■ WHAT IS EXPECTED ■
Without the pictures, set down every line of the data exactly.

■ PROVIDED DATA ■
# # # # #
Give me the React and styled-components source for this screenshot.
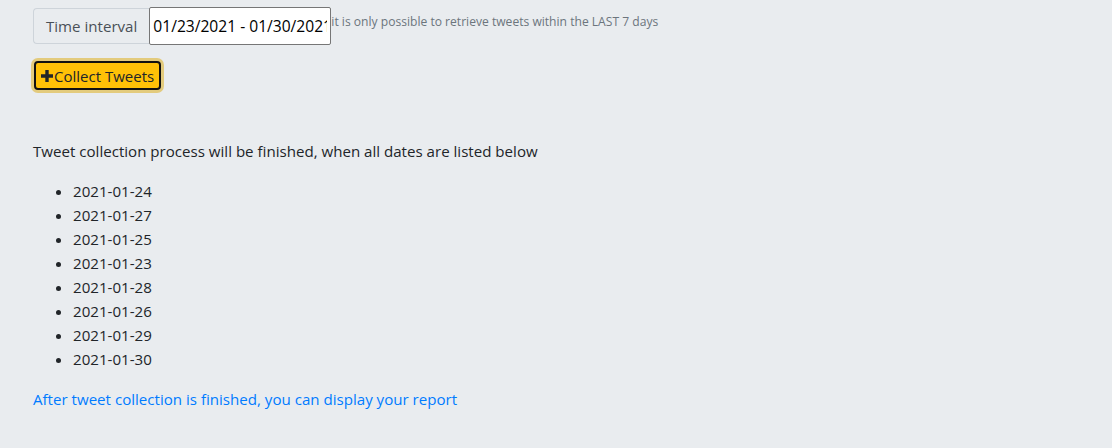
import React from "react";
import styled, { createGlobalStyle } from "styled-components";

const GlobalStyle = createGlobalStyle`
  html, body {
    margin: 0;
    padding: 0;
    background: #e9ecef;
  }
  body {
    font-family: "Open Sans", "Noto Sans", "Liberation Sans", sans-serif;
    font-size: 15.1px;
    line-height: 24px;
    color: #212529;
  }
`;

const dates = [
  "2021-01-24",
  "2021-01-27",
  "2021-01-25",
  "2021-01-23",
  "2021-01-28",
  "2021-01-26",
  "2021-01-29",
  "2021-01-30",
];

function App() {
  return (
    <Page>
      <GlobalStyle />
      <FormRow>
        <InputGroup>
          <Prepend>Time interval</Prepend>
          <DateInput type="text" defaultValue="01/23/2021 - 01/30/2021" />
        </InputGroup>
        <Hint>it is only possible to retrieve tweets within the LAST 7 days</Hint>
      </FormRow>
      <ButtonRow>
        <CollectButton>
          <svg width="12" height="12" viewBox="0 0 12 12">
            <path d="M4.3 0h3.4v4.3H12v3.4H7.7V12H4.3V7.7H0V4.3h4.3z" fill="#212529" />
          </svg>
          Collect Tweets
        </CollectButton>
      </ButtonRow>
      <Para>Tweet collection process will be finished, when all dates are listed below</Para>
      <DateList>
        {dates.map((d) => (
          <li key={d}>{d}</li>
        ))}
      </DateList>
      <ReportLink href="#">After tweet collection is finished, you can display your report</ReportLink>
    </Page>
  );
}

const Page = styled.div`
  padding: 7px 33px 0;
`;
const FormRow = styled.div`
  display: flex;
  align-items: flex-start;
`;
const InputGroup = styled.div`
  display: flex;
  align-items: stretch;
`;
const Prepend = styled.span`
  display: flex;
  align-items: center;
  box-sizing: border-box;
  height: 36px;
  margin-top: 1px;
  padding: 0 12px;
  background: #e9ecef;
  border: 1px solid #ced4da;
  border-right: none;
  border-radius: 4px 0 0 4px;
  color: #495057;
  white-space: nowrap;
`;
const DateInput = styled.input`
  box-sizing: border-box;
  width: 182px;
  height: 38px;
  padding: 1px 3px;
  border: 1px solid #767676;
  border-radius: 2px;
  background: #fff;
  font-family: inherit;
  font-size: 15.6px;
  color: #000;
  outline: none;
`;
const Hint = styled.small`
  font-size: 12.1px;
  line-height: 16px;
  margin-top: 7px;
  color: #6c757d;
  white-space: nowrap;
`;
const ButtonRow = styled.div`
  margin-top: 16px;
  padding-left: 1px;
`;
const CollectButton = styled.button`
  display: inline-flex;
  align-items: center;
  gap: 1px;
  box-sizing: border-box;
  height: 29px;
  padding: 0 5px;
  background: #ffc107;
  border: 2px solid #111;
  border-radius: 4px;
  box-shadow: 0 0 0 3px rgba(222, 170, 12, 0.5);
  color: #212529;
  font-family: inherit;
  font-size: 15px;
  cursor: pointer;
`;
const Para = styled.p`
  margin: 49px 0 16px;
`;
const DateList = styled.ul`
  margin: 0 0 16px;
  padding-left: 40px;
`;
const ReportLink = styled.a`
  color: #007bff;
  text-decoration: none;
`;

export default App;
# # # # #
■ SOLUTION FOR THIS EXERCISE ■
Give me the React and styled-components source for this screenshot.
import React from "react";
import styled, { createGlobalStyle } from "styled-components";

const GlobalStyle = createGlobalStyle`
  html, body {
    margin: 0;
    padding: 0;
    background: #e9ecef;
  }
  body {
    font-family: "Open Sans", "Noto Sans", "Liberation Sans", sans-serif;
    font-size: 15.1px;
    line-height: 24px;
    color: #212529;
  }
`;

const dates = [
  "2021-01-24",
  "2021-01-27",
  "2021-01-25",
  "2021-01-23",
  "2021-01-28",
  "2021-01-26",
  "2021-01-29",
  "2021-01-30",
];

function App() {
  return (
    <Page>
      <GlobalStyle />
      <FormRow>
        <InputGroup>
          <Prepend>Time interval</Prepend>
          <DateInput type="text" defaultValue="01/23/2021 - 01/30/2021" />
        </InputGroup>
        <Hint>it is only possible to retrieve tweets within the LAST 7 days</Hint>
      </FormRow>
      <ButtonRow>
        <CollectButton>
          <svg width="12" height="12" viewBox="0 0 12 12">
            <path d="M4.3 0h3.4v4.3H12v3.4H7.7V12H4.3V7.7H0V4.3h4.3z" fill="#212529" />
          </svg>
          Collect Tweets
        </CollectButton>
      </ButtonRow>
      <Para>Tweet collection process will be finished, when all dates are listed below</Para>
      <DateList>
        {dates.map((d) => (
          <li key={d}>{d}</li>
        ))}
      </DateList>
      <ReportLink href="#">After tweet collection is finished, you can display your report</ReportLink>
    </Page>
  );
}

const Page = styled.div`
  padding: 7px 33px 0;
`;
const FormRow = styled.div`
  display: flex;
  align-items: flex-start;
`;
const InputGroup = styled.div`
  display: flex;
  align-items: stretch;
`;
const Prepend = styled.span`
  display: flex;
  align-items: center;
  box-sizing: border-box;
  height: 36px;
  margin-top: 1px;
  padding: 0 12px;
  background: #e9ecef;
  border: 1px solid #ced4da;
  border-right: none;
  border-radius: 4px 0 0 4px;
  color: #495057;
  white-space: nowrap;
`;
const DateInput = styled.input`
  box-sizing: border-box;
  width: 182px;
  height: 38px;
  padding: 1px 3px;
  border: 1px solid #767676;
  border-radius: 2px;
  background: #fff;
  font-family: inherit;
  font-size: 15.6px;
  color: #000;
  outline: none;
`;
const Hint = styled.small`
  font-size: 12.1px;
  line-height: 16px;
  margin-top: 7px;
  color: #6c757d;
  white-space: nowrap;
`;
const ButtonRow = styled.div`
  margin-top: 16px;
  padding-left: 1px;
`;
const CollectButton = styled.button`
  display: inline-flex;
  align-items: center;
  gap: 1px;
  box-sizing: border-box;
  height: 29px;
  padding: 0 5px;
  background: #ffc107;
  border: 2px solid #111;
  border-radius: 4px;
  box-shadow: 0 0 0 3px rgba(222, 170, 12, 0.5);
  color: #212529;
  font-family: inherit;
  font-size: 15px;
  cursor: pointer;
`;
const Para = styled.p`
  margin: 49px 0 16px;
`;
const DateList = styled.ul`
  margin: 0 0 16px;
  padding-left: 40px;
`;
const ReportLink = styled.a`
  color: #007bff;
  text-decoration: none;
`;

export default App;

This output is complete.